In October 2020, I created a chat group on a secure messaging platform for what we called the “Shot-In-The-Eye-Squad.” Inspired by the organizing of the Coordinadora in Chile, I wanted to connect all of the people I’d interviewed. I hoped sharing their stories with each other could be as therapeutic for them as it had been for me.


One of the others in our network of people blinded by “less lethal” weapons writes me a text message about her most recent doctor’s appointment. Image by Wil Sands. United States.

In no time the group grew to 12 participants and became a space to celebrate individual triumphs like a successful surgery, or to soften the momentary defeats of bad news from a doctor. We compared diagnoses and indulged in off-color eye humor. There were moments of mourning, but we were building solidarity, and that solidarity has helped to offset some of the inequities of our circumstances.

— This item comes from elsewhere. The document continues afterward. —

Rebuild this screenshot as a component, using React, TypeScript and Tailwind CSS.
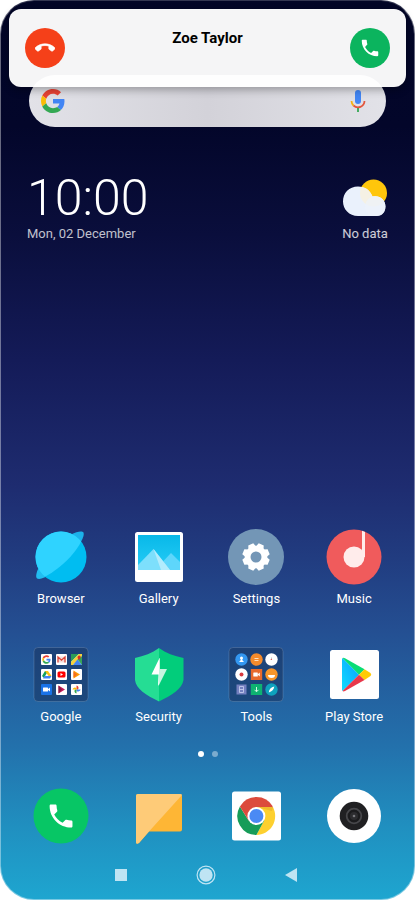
import type { ReactNode } from "react";

const PHONE_PATH =
  "M6.62 10.79c1.44 2.83 3.76 5.14 6.59 6.59l2.2-2.2c.27-.27.67-.36 1.02-.24 1.12.37 2.33.57 3.57.57.55 0 1 .45 1 1V20c0 .55-.45 1-1 1-9.39 0-17-7.61-17-17 0-.55.45-1 1-1h3.5c.55 0 1 .45 1 1 0 1.25.2 2.45.57 3.57.11.35.03.74-.25 1.02l-2.2 2.2z";

const HANG_UP_PATH =
  "M12 9c-1.6 0-3.15.25-4.6.72v3.1c0 .39-.23.74-.56.9-.98.49-1.87 1.12-2.66 1.85-.18.18-.43.28-.7.28-.28 0-.53-.11-.71-.29L.29 13.08c-.18-.17-.29-.42-.29-.7 0-.28.11-.53.29-.71C3.34 8.78 7.46 7 12 7s8.66 1.78 11.71 4.67c.18.18.29.43.29.71 0 .28-.11.53-.29.71l-2.48 2.48c-.18.18-.43.29-.71.29-.27 0-.52-.11-.7-.28-.79-.74-1.69-1.36-2.67-1.85-.33-.16-.56-.5-.56-.9v-3.1C15.15 9.25 13.6 9 12 9z";

function GoogleMark() {
  return (
    <>
      <path fill="#EA4335" d="M24 9.5c3.54 0 6.71 1.22 9.21 3.6l6.85-6.85C35.9 2.38 30.47 0 24 0 14.62 0 6.51 5.38 2.56 13.22l7.98 6.19C12.43 13.72 17.74 9.5 24 9.5z" />
      <path fill="#4285F4" d="M46.98 24.55c0-1.57-.15-3.09-.38-4.55H24v9.02h12.94c-.58 2.96-2.26 5.48-4.78 7.18l7.73 6c4.51-4.18 7.09-10.36 7.09-17.65z" />
      <path fill="#FBBC05" d="M10.53 28.59c-.48-1.45-.76-2.99-.76-4.59s.27-3.14.76-4.59l-7.98-6.19C.92 16.46 0 20.12 0 24c0 3.88.92 7.54 2.56 10.78l7.97-6.19z" />
      <path fill="#34A853" d="M24 48c6.48 0 11.93-2.13 15.89-5.81l-7.73-6c-2.15 1.45-4.92 2.3-8.16 2.3-6.26 0-11.57-4.22-13.47-9.91l-7.98 6.19C6.51 42.62 14.62 48 24 48z" />
    </>
  );
}

function Icon({ children }: { children: ReactNode }) {
  return (
    <svg viewBox="0 0 56 56" className="size-14" aria-hidden="true">
      {children}
    </svg>
  );
}

function BrowserIcon() {
  return (
    <Icon>
      <defs>
        <clipPath id="globe">
          <circle cx="28" cy="28" r="25.5" />
        </clipPath>
      </defs>
      <path d="M38 5.500C44 2.500 49 1.500 50.500 3.500 52 7 47 15 42 22Z" fill="#1cb2ea" />
      <path d="M6 38C3 44 2.500 48 4 49.500 7 51 12 48.500 18 45Z" fill="#22bdf0" />
      <circle cx="28" cy="28" r="25.500" fill="#00bdf1" />
      <path d="M0 0H52C50 14 41 25 30 35 22 42 15 46.500 9 49L0 50Z" fill="#2fd3ff" clipPath="url(#globe)" />
    </Icon>
  );
}

function GalleryIcon() {
  return (
    <Icon>
      <defs>
        <linearGradient id="sky" x1="0" y1="0" x2="0" y2="1">
          <stop offset="0" stopColor="#08b8e8" />
          <stop offset="1" stopColor="#26cdf7" />
        </linearGradient>
      </defs>
      <rect x="4" y="3" width="48" height="50" rx="2.500" fill="#fff" />
      <rect x="7" y="6" width="42" height="35" fill="url(#sky)" />
      <path d="M24 41 40 24 49 33V41Z" fill="#5ed6fb" />
      <path d="M7 36 22.500 20 39 41H7Z" fill="#7ddffc" />
      <path d="M22.500 20 39 41H30Z" fill="#b3ecfd" />
    </Icon>
  );
}

function SettingsIcon() {
  return (
    <Icon>
      <circle cx="28" cy="28" r="28" fill="#7396b6" />
      <g fill="#fff">
        <circle cx="28" cy="28" r="11.300" />
        {[22.5, 67.5, 112.5, 157.5].map((angle) => (
          <path
            key={angle}
            d="M24 18 25.300 14.300H30.700L32 18V38L30.700 41.700H25.300L24 38Z"
            transform={`rotate(${angle} 28 28)`}
          />
        ))}
      </g>
      <circle cx="28" cy="28" r="5.500" fill="#7396b6" />
    </Icon>
  );
}

function MusicIcon() {
  return (
    <Icon>
      <circle cx="28" cy="28" r="27.500" fill="#f05b5c" />
      <circle cx="28" cy="28" r="10.500" fill="#ffeceb" />
      <path d="M36 1.800 39 3V28H36Z" fill="#ffeceb" />
    </Icon>
  );
}

function SecurityIcon() {
  return (
    <Icon>
      <path d="M28 1C21 6 13 9 4 11V33C5 42 15 48 28 54.500Z" fill="#25dd94" />
      <path d="M28 1C35 6 43 9 52.500 11V33C51 42 41 48 28 54.500Z" fill="#02cd7b" />
      <path d="M28.500 11 20.500 27.500H27.500L27 39 28 37.500V11Z" fill="#fff" />
      <path d="M28 12V38L36 22H29V11Z" fill="#c5f5e0" />
    </Icon>
  );
}

function PlayIcon() {
  return (
    <Icon>
      <defs>
        <linearGradient id="playBlue" x1="1" y1="0" x2="0" y2="1">
          <stop offset="0" stopColor="#0a9fff" />
          <stop offset="1" stopColor="#11dcff" />
        </linearGradient>
      </defs>
      <rect x="4" y="3" width="49" height="49" rx="2.500" fill="#fff" />
      <path d="M16.500 11Q16 11.500 16 12.500V42.500Q16 43.500 16.500 44L33 27.800Z" fill="url(#playBlue)" />
      <path d="M16.500 11Q17.500 10.500 19 11.300L38.500 22.300 33 27.800Z" fill="#08dd76" />
      <path d="M38.500 22.300 44.500 26Q46 27.800 44.500 29L38.500 33 33 27.800Z" fill="#ffcb05" />
      <path d="M16.500 44Q17.500 44.800 19 44L38.500 33 33 27.800Z" fill="#e8384b" />
    </Icon>
  );
}

function FolderBase() {
  return <rect x="1" y="0.500" width="54" height="54" rx="4" fill="#17335f" fillOpacity="0.550" stroke="#fff" strokeOpacity="0.150" />;
}

function GoogleFolderIcon() {
  return (
    <Icon>
      <FolderBase />
      {[7, 22, 37].map((y) =>
        [8, 23, 38].map((x) => (
          <rect key={`${x}-${y}`} x={x} y={y} width="11" height="11" rx="1" fill={x === 8 && y === 37 ? "#1a73e8" : "#fff"} />
        )),
      )}
      <g transform="translate(9.300 8.300) scale(0.175)">
        <GoogleMark />
      </g>
      <path d="M24.500 9.500H32.500V15.500H24.500Z" fill="#f3dedc" />
      <path d="M25 15.500V10L28.500 13.200 32 10V15.500" fill="none" stroke="#dc4437" strokeWidth="1.300" />
      <path d="M38 7H46L38 15Z" fill="#2d9c59" />
      <path d="M38 15 46 7H49V9L40 18H38Z" fill="#f5d13d" />
      <path d="M40 18 44.500 12.500 49 18Z" fill="#4285f4" />
      <path d="M44.500 12.500 49 9V18Z" fill="#35a35a" />
      <path d="M46 13C44 11 44 9 46 8.500 48.500 9 48 11 46 13Z" fill="#d93025" />
      <path d="M12 24H15L11 31 9 29Z" fill="#13a05d" />
      <path d="M12 24H15L18.500 29H15.500Z" fill="#fbc116" />
      <path d="M11.500 29H18.500L17 31.500H10Z" fill="#4285f4" />
      <rect x="24.500" y="24.500" width="8" height="6" rx="1.500" fill="#f00" />
      <path d="M27.500 26V29L30 27.500Z" fill="#fff" />
      <path d="M40.500 23.500 47 27.500 40.500 31.500Z" fill="#ff9800" />
      <path d="M40.500 24.500 44 27.500 40.500 30.500Z" fill="#f36d21" />
      <rect x="10" y="40.500" width="5" height="4" rx="0.500" fill="#fff" />
      <path d="M14.500 42.500 17 40.500V44.500Z" fill="#fff" />
      <path d="M25.500 38.500 32 42.500 25.500 46.500Z" fill="#c2185b" />
      <path d="M25.500 38.500 29 42.500 25.500 46.500Z" fill="#8c1d3f" />
      <path d="M43.500 42.500V38.500A2.500 2.500 0 0 1 45 42.500Z" fill="#ea4335" />
      <path d="M43.500 42.500H47.500A2.500 2.500 0 0 1 43.500 44Z" fill="#4285f4" />
      <path d="M43.500 42.500V46.500A2.500 2.500 0 0 1 42 42.500Z" fill="#34a853" />
      <path d="M43.500 42.500H39.500A2.500 2.500 0 0 1 43.500 41Z" fill="#fbbc05" />
    </Icon>
  );
}

function ToolsFolderIcon() {
  return (
    <Icon>
      <FolderBase />
      <circle cx="13.500" cy="12.500" r="6.200" fill="#3397f1" />
      <circle cx="13.500" cy="11" r="1.500" fill="#fff" />
      <path d="M12.800 11H14.200V13L16 15H11L12.800 13Z" fill="#fff" />
      <circle cx="28.500" cy="12.500" r="6.200" fill="#f58b2b" />
      <path d="M26.500 11.500H30.500M26.500 13.500H30.500" stroke="#fde0c0" />
      <circle cx="43.500" cy="12.500" r="6.200" fill="#fff" />
      <path d="M43.500 10.500V12.500H42.500" fill="none" stroke="#999" strokeWidth="0.600" />
      <circle cx="43.500" cy="12.500" r="0.600" fill="#e44" />
      <circle cx="13.500" cy="27.500" r="6.200" fill="#fff" />
      <circle cx="13.500" cy="27.500" r="2" fill="#d93a3f" />
      <rect x="22.800" y="22" width="11.400" height="11" fill="#e76a2c" />
      <rect x="25.300" y="25.500" width="4.500" height="4" rx="0.500" fill="#fff" />
      <path d="M29.500 27.500 31.800 25.500V29.500Z" fill="#fff" />
      <circle cx="43.500" cy="27.500" r="6.200" fill="#f7962a" />
      <path d="M40 28H47A3.500 3 0 0 1 40 28Z" fill="#fff" />
      <rect x="8.500" y="37.500" width="10" height="10" fill="#7480bf" />
      <path d="M11.500 39.500H15.500V45.500H11.500ZM11.500 42.500H15.500" fill="none" stroke="#cdd3f2" strokeWidth="0.800" />
      <rect x="22.800" y="37" width="11.400" height="11" fill="#0eb271" />
      <path d="M28.500 40V44.500M26.500 42.800 28.500 44.800 30.500 42.800" fill="none" stroke="#d4fbe8" />
      <circle cx="43.500" cy="42.500" r="6.200" fill="#0ea2bd" />
      <path d="M40.800 45.500C41 42 43 40 46.300 39.500 46 42.500 44 44.500 40.800 45.500Z" fill="#fff" />
    </Icon>
  );
}

function DialerIcon() {
  return (
    <Icon>
      <circle cx="28" cy="28" r="27.500" fill="#07c665" />
      <path d={PHONE_PATH} fill="#fff" transform="translate(12.800 12.800) scale(1.270)" />
    </Icon>
  );
}

function MessagesIcon() {
  return (
    <Icon>
      <path d="M7 6H49Q51 6 51 8V41.500Q51 43.500 49 43.500H18L8 55Q5 57 5 54V8Q5 6 7 6Z" fill="#feb635" />
      <path d="M7 6H49Q50.500 6 51 7L18 43.500 8 55Q5 57 5 54V8Q5 6 7 6Z" fill="#fecb78" />
    </Icon>
  );
}

function ChromeIcon() {
  return (
    <Icon>
      <rect x="4" y="3.500" width="49" height="49" rx="2.500" fill="#fff" />
      <path d="M28.400 28 11.900 18.500A19 19 0 0 1 44.900 18.500Z" fill="#dc4b3c" />
      <path d="M28.400 19H44.900A19 19 0 0 1 28.400 47L36.200 32.500Z" fill="#fdd02f" />
      <path d="M11.900 18.500A19 19 0 0 0 28.400 47L36.200 32.500 28.400 28 20.600 32.500Z" fill="#169c58" />
      <path d="M11.900 18.500 20.600 32.500 24 19Z" fill="#dc4b3c" />
      <path d="M28.400 19H45.200L44 23Z" fill="#e2a52a" fillOpacity="0.500" />
      <circle cx="28.400" cy="28" r="9" fill="#fff" />
      <circle cx="28.400" cy="28" r="7" fill="#4a8af4" />
    </Icon>
  );
}

function CameraIcon() {
  return (
    <Icon>
      <circle cx="28" cy="28" r="27" fill="#fff" />
      <circle cx="28" cy="28" r="14.300" fill="#202022" />
      <circle cx="28" cy="28" r="7.300" fill="#1b1b1d" stroke="#47474a" strokeWidth="1.800" />
      <circle cx="28" cy="28" r="4" fill="#2c2c2f" />
      <circle cx="28" cy="28" r="1.300" fill="#77777c" />
    </Icon>
  );
}

function WeatherIcon() {
  return (
    <svg viewBox="0 0 46 38" className="h-[38px] w-[46px]" aria-hidden="true">
      <defs>
        <clipPath id="cloud">
          <path d="M16 7.500C23 7.500 28 11 30.500 17.500 38 16 43.500 21 43.500 27.500 43.500 33 40 37 35 37H16C7 37 1 30 1 22.500 1 14 7 7.500 16 7.500Z" />
        </clipPath>
      </defs>
      <circle cx="31.500" cy="14" r="13.500" fill="#ffc60b" />
      <g clipPath="url(#cloud)">
        <rect width="46" height="38" fill="#eaf1fc" />
        <circle cx="31.500" cy="14" r="13.500" fill="#f5f1e4" />
        <circle cx="33.500" cy="27.500" r="10.500" fill="#edf2fb" fillOpacity="0.700" />
      </g>
    </svg>
  );
}

const apps = [
  { name: "Browser", icon: <BrowserIcon /> },
  { name: "Gallery", icon: <GalleryIcon /> },
  { name: "Settings", icon: <SettingsIcon /> },
  { name: "Music", icon: <MusicIcon /> },
  { name: "Google", icon: <GoogleFolderIcon /> },
  { name: "Security", icon: <SecurityIcon /> },
  { name: "Tools", icon: <ToolsFolderIcon /> },
  { name: "Play Store", icon: <PlayIcon /> },
];

const dock = [
  { name: "Phone", icon: <DialerIcon /> },
  { name: "Messages", icon: <MessagesIcon /> },
  { name: "Chrome", icon: <ChromeIcon /> },
  { name: "Camera", icon: <CameraIcon /> },
];

function CallBanner() {
  return (
    <section
      aria-label="Incoming call"
      className="absolute inset-x-2 top-2 z-10 flex h-[78px] items-center justify-between rounded-xl bg-white/96 px-4 shadow-[0_3px_8px_rgba(0,0,0,0.3)]"
    >
      <button type="button" aria-label="Decline" className="flex size-10 items-center justify-center rounded-full bg-[#f54019]">
        <svg viewBox="0 0 24 24" className="size-5" fill="#fff" stroke="#fff" strokeWidth="0.800" aria-hidden="true">
          <path d={HANG_UP_PATH} />
        </svg>
      </button>
      <h1 className="mb-5 text-[15px] leading-5 font-bold text-black">Zoe Taylor</h1>
      <button type="button" aria-label="Accept" className="flex size-10 items-center justify-center rounded-full bg-[#0bb45e]">
        <svg viewBox="0 0 24 24" className="size-[22px]" fill="#fff" aria-hidden="true">
          <path d={PHONE_PATH} />
        </svg>
      </button>
    </section>
  );
}

export default function App() {
  return (
    <div className="bg-white font-['Roboto',sans-serif]">
      <main className="relative flex min-h-screen flex-col rounded-[34px] border border-white/40 border-t-white/20 bg-linear-[180deg,#020526_0%,#03062a_14%,#0a0e3c_26%,#141b58_40%,#1e2c70_54%,#213c80_62%,#244f92_70%,#2371ac_83%,#2090c0_92%,#1ea6d0_100%] bg-origin-border text-white">
        <CallBanner />

        <label className="mx-7 mt-[74px] flex h-[52px] items-center gap-3 rounded-full bg-linear-to-r from-[#e2e2e8] via-[#d3d2d9] to-[#e2e2e8] px-3">
          <svg viewBox="0 0 48 48" className="size-6 shrink-0" aria-hidden="true">
            <GoogleMark />
          </svg>
          <input type="text" aria-label="Search" className="min-w-0 flex-1 bg-transparent text-sm text-gray-900 outline-none" />
          <button type="button" aria-label="Voice search" className="px-2">
            <svg viewBox="0 0 16 22" className="h-[22px] w-4" aria-hidden="true">
              <rect x="5" y="0" width="6" height="14" rx="3" fill="#4286f4" />
              <path d="M1.500 11A6.500 6.500 0 0 0 3.500 15.500" fill="none" stroke="#f5b212" strokeWidth="1.800" />
              <path d="M3.500 15.500A6.500 6.500 0 0 0 14.500 11" fill="none" stroke="#e2553c" strokeWidth="1.800" />
              <path d="M8 18V22" stroke="#34a853" strokeWidth="1.800" />
            </svg>
          </button>
        </label>

        <section className="mx-[26px] mt-[52px] flex items-start justify-between">
          <div className="flex flex-col">
            <time className="text-[50px] leading-[38px] font-light">10:00</time>
            <p className="mt-[7px] text-[13px] leading-5 text-white/75">Mon, 02 December</p>
          </div>
          <div className="flex flex-col items-center">
            <WeatherIcon />
            <p className="mt-[7px] text-[13px] leading-5 text-white/80">No data</p>
          </div>
        </section>

        <nav aria-label="Apps" className="mt-auto grid grid-cols-4 gap-y-[38px] px-[11px] pt-10">
          {apps.map((app) => (
            <button key={app.name} type="button" className="flex flex-col items-center gap-1">
              {app.icon}
              <span className="text-[13px] leading-5">{app.name}</span>
            </button>
          ))}
        </nav>

        <div className="mt-6 flex justify-center gap-2" aria-hidden="true">
          <span className="size-1.5 rounded-full bg-white" />
          <span className="size-1.5 rounded-full bg-white/40" />
        </div>

        <nav aria-label="Dock" className="mt-[31px] grid grid-cols-4 px-[11px]">
          {dock.map((app) => (
            <button key={app.name} type="button" aria-label={app.name} className="flex justify-center">
              {app.icon}
            </button>
          ))}
        </nav>

        <nav aria-label="System" className="mt-[21px] mb-[14px] flex h-5 items-center justify-center gap-[65px] pr-1">
          <button type="button" aria-label="Recent apps" className="flex size-5 items-center justify-center">
            <span className="size-3 bg-[#bfe4f3]" />
          </button>
          <button type="button" aria-label="Home" className="flex size-5 items-center justify-center rounded-full">
            <svg viewBox="0 0 20 20" className="size-5" aria-hidden="true">
              <circle cx="10" cy="10" r="8.900" fill="none" stroke="#bfe4f3" strokeWidth="1.200" />
              <circle cx="10" cy="10" r="6.700" fill="#bfe4f3" />
            </svg>
          </button>
          <button type="button" aria-label="Back" className="flex size-5 items-center justify-center">
            <svg viewBox="0 0 12 14" className="h-3.5 w-3" aria-hidden="true">
              <path d="M0 7 12 0V14Z" fill="#bfe4f3" />
            </svg>
          </button>
        </nav>
      </main>
    </div>
  );
}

In the months that followed, the group continued to grow organically. Instead of me adding new members to the chat, other members found more people who had been shot in the eye and encouraged them to join the group. For the first time in my professional life, I felt like my work was having a tangible impact on the world.

Usually photojournalists spend infinite amounts of time researching and developing story pitches. On a rare occasion though, the story of your career quite literally smacks you in the face.